* _GIVEN INFORMATION_
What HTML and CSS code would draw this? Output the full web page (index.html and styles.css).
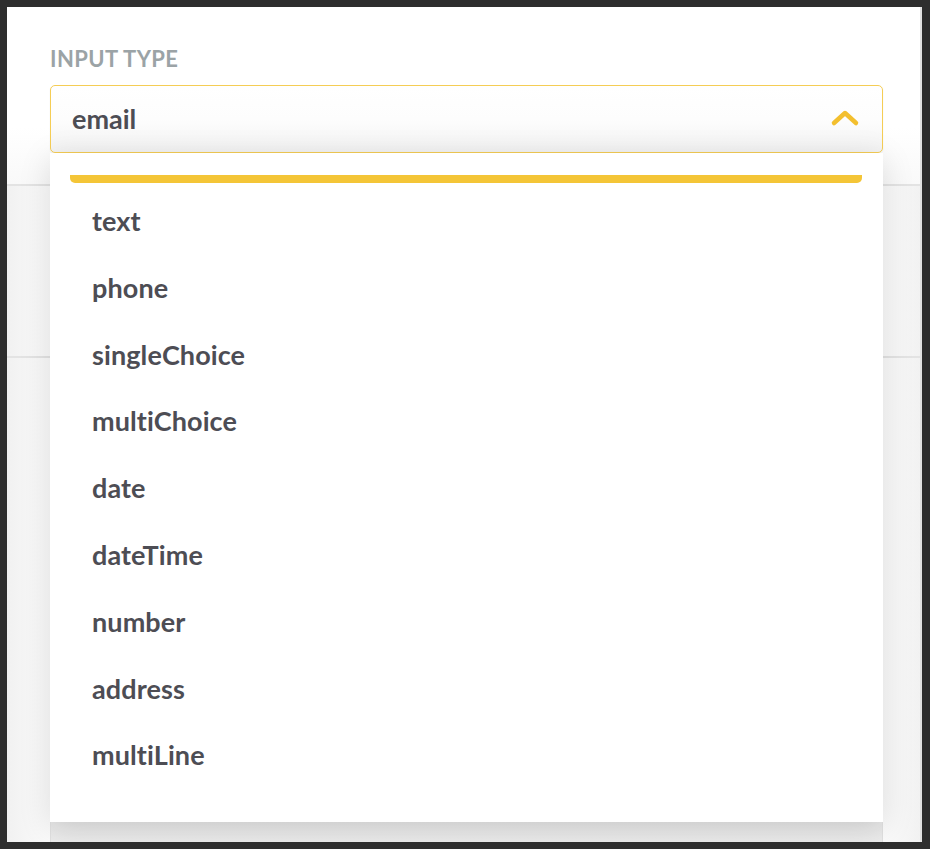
FILE: index.html
```html
<!DOCTYPE html>
<html>
<head>
<meta charset="utf-8">
<link rel="stylesheet" href="styles.css">
</head>
<body>
<div class="frame">
  <div class="page">
    <div class="field">
      <div class="label">INPUT TYPE</div>
      <div class="select">
        <span class="value">email</span>
        <svg class="chev" width="30" height="18" viewBox="0 0 30 18"><path d="M4 14 L15 4 L26 14" fill="none" stroke="#f3bf2e" stroke-width="4.5" stroke-linecap="round" stroke-linejoin="round"/></svg>
      </div>
      <div class="menu">
        <div class="bar"></div>
        <ul class="options">
          <li>text</li>
          <li>phone</li>
          <li>singleChoice</li>
          <li>multiChoice</li>
          <li>date</li>
          <li>dateTime</li>
          <li>number</li>
          <li>address</li>
          <li>multiLine</li>
        </ul>
      </div>
    </div>
    <div class="section s1"></div>
    <div class="section s2"></div>
    <div class="card"></div>
  </div>
</div>
</body>
</html>
```
FILE: styles.css
```css
html, body { margin: 0; padding: 0; background: #fff; }
body {
  font-family: Lato, "Open Sans", sans-serif;
  font-variant-ligatures: none;
}
.frame {
  box-sizing: border-box;
  width: 930px;
  height: 849px;
  border: 7px solid #2e2e2e;
  border-right-width: 8px;
  background: #fff;
  overflow: hidden;
}
.page {
  height: 100%;
  display: flex;
  flex-direction: column;
  background: linear-gradient(90deg, #f1f1f1 0, #fbfbfb 43px, #fbfbfb 876px, #f1f1f1 915px);
  border-right: 2px solid #e2e2e2;
  box-sizing: border-box;
}
.field {
  position: relative;
  padding: 40px 37px 0 43px;
  height: 177px;
  box-sizing: border-box;
  background: linear-gradient(180deg, #fff 0, #fff 120px, #f9f9f9 177px);
}
.label {
  font-size: 22px;
  line-height: 24px;
  font-weight: 700;
  color: #9ba3a6;
  letter-spacing: 0.4px;
}
.select {
  margin-top: 14px;
  height: 68px;
  box-sizing: border-box;
  border: 1px solid #f5cd55;
  border-radius: 5px;
  background: linear-gradient(180deg, #ffffff 0%, #fdfdfd 50%, #f3f3f3 100%);
  display: flex;
  align-items: center;
  justify-content: space-between;
  padding: 0 22px 0 21px;
  box-shadow: 0 1px 2px rgba(0,0,0,0.06);
}
.value {
  font-size: 27px;
  font-weight: 700;
  color: #4d4d54;
  margin-top: -2px;
}
.chev { margin-top: -2px; }
.menu {
  position: absolute;
  left: 43px;
  top: 146px;
  width: 833px;
  height: 669px;
  background: #fff;
  box-shadow: 0 6px 30px rgba(0,0,0,0.13);
  z-index: 2;
}
.bar {
  margin: 22px 21px 0 20px;
  height: 8px;
  background: #f4c537;
  border-radius: 0 0 5px 5px;
}
.options {
  list-style: none;
  margin: 0;
  padding: 21px 0 0 42px;
}
.options li {
  font-size: 27px;
  font-weight: 700;
  color: #4d4d54;
  height: 66.8px;
  line-height: 33px;
  letter-spacing: 0.1px;
}
.section {
  border-top: 2px solid #e3e3e3;
  box-sizing: border-box;
}
.s1 { height: 172px; }
.s2 { flex: 1; }
.card {
  height: 20px;
  margin: 0 37px 0 43px;
  background: linear-gradient(180deg, #e6e6e6, #ececec);
  border-left: 1px solid #e0e0e0;
  border-right: 1px solid #e0e0e0;
}
```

* _THE EXERCISE_
Without the pictures, write out all of the material exactly.

* _WORKED SOLUTION_
What HTML and CSS code would draw this? Output the full web page (index.html and styles.css).
FILE: index.html
```html
<!DOCTYPE html>
<html>
<head>
<meta charset="utf-8">
<link rel="stylesheet" href="styles.css">
</head>
<body>
<div class="frame">
  <div class="page">
    <div class="field">
      <div class="label">INPUT TYPE</div>
      <div class="select">
        <span class="value">email</span>
        <svg class="chev" width="30" height="18" viewBox="0 0 30 18"><path d="M4 14 L15 4 L26 14" fill="none" stroke="#f3bf2e" stroke-width="4.5" stroke-linecap="round" stroke-linejoin="round"/></svg>
      </div>
      <div class="menu">
        <div class="bar"></div>
        <ul class="options">
          <li>text</li>
          <li>phone</li>
          <li>singleChoice</li>
          <li>multiChoice</li>
          <li>date</li>
          <li>dateTime</li>
          <li>number</li>
          <li>address</li>
          <li>multiLine</li>
        </ul>
      </div>
    </div>
    <div class="section s1"></div>
    <div class="section s2"></div>
    <div class="card"></div>
  </div>
</div>
</body>
</html>
```
FILE: styles.css
```css
html, body { margin: 0; padding: 0; background: #fff; }
body {
  font-family: Lato, "Open Sans", sans-serif;
  font-variant-ligatures: none;
}
.frame {
  box-sizing: border-box;
  width: 930px;
  height: 849px;
  border: 7px solid #2e2e2e;
  border-right-width: 8px;
  background: #fff;
  overflow: hidden;
}
.page {
  height: 100%;
  display: flex;
  flex-direction: column;
  background: linear-gradient(90deg, #f1f1f1 0, #fbfbfb 43px, #fbfbfb 876px, #f1f1f1 915px);
  border-right: 2px solid #e2e2e2;
  box-sizing: border-box;
}
.field {
  position: relative;
  padding: 40px 37px 0 43px;
  height: 177px;
  box-sizing: border-box;
  background: linear-gradient(180deg, #fff 0, #fff 120px, #f9f9f9 177px);
}
.label {
  font-size: 22px;
  line-height: 24px;
  font-weight: 700;
  color: #9ba3a6;
  letter-spacing: 0.4px;
}
.select {
  margin-top: 14px;
  height: 68px;
  box-sizing: border-box;
  border: 1px solid #f5cd55;
  border-radius: 5px;
  background: linear-gradient(180deg, #ffffff 0%, #fdfdfd 50%, #f3f3f3 100%);
  display: flex;
  align-items: center;
  justify-content: space-between;
  padding: 0 22px 0 21px;
  box-shadow: 0 1px 2px rgba(0,0,0,0.06);
}
.value {
  font-size: 27px;
  font-weight: 700;
  color: #4d4d54;
  margin-top: -2px;
}
.chev { margin-top: -2px; }
.menu {
  position: absolute;
  left: 43px;
  top: 146px;
  width: 833px;
  height: 669px;
  background: #fff;
  box-shadow: 0 6px 30px rgba(0,0,0,0.13);
  z-index: 2;
}
.bar {
  margin: 22px 21px 0 20px;
  height: 8px;
  background: #f4c537;
  border-radius: 0 0 5px 5px;
}
.options {
  list-style: none;
  margin: 0;
  padding: 21px 0 0 42px;
}
.options li {
  font-size: 27px;
  font-weight: 700;
  color: #4d4d54;
  height: 66.8px;
  line-height: 33px;
  letter-spacing: 0.1px;
}
.section {
  border-top: 2px solid #e3e3e3;
  box-sizing: border-box;
}
.s1 { height: 172px; }
.s2 { flex: 1; }
.card {
  height: 20px;
  margin: 0 37px 0 43px;
  background: linear-gradient(180deg, #e6e6e6, #ececec);
  border-left: 1px solid #e0e0e0;
  border-right: 1px solid #e0e0e0;
}
```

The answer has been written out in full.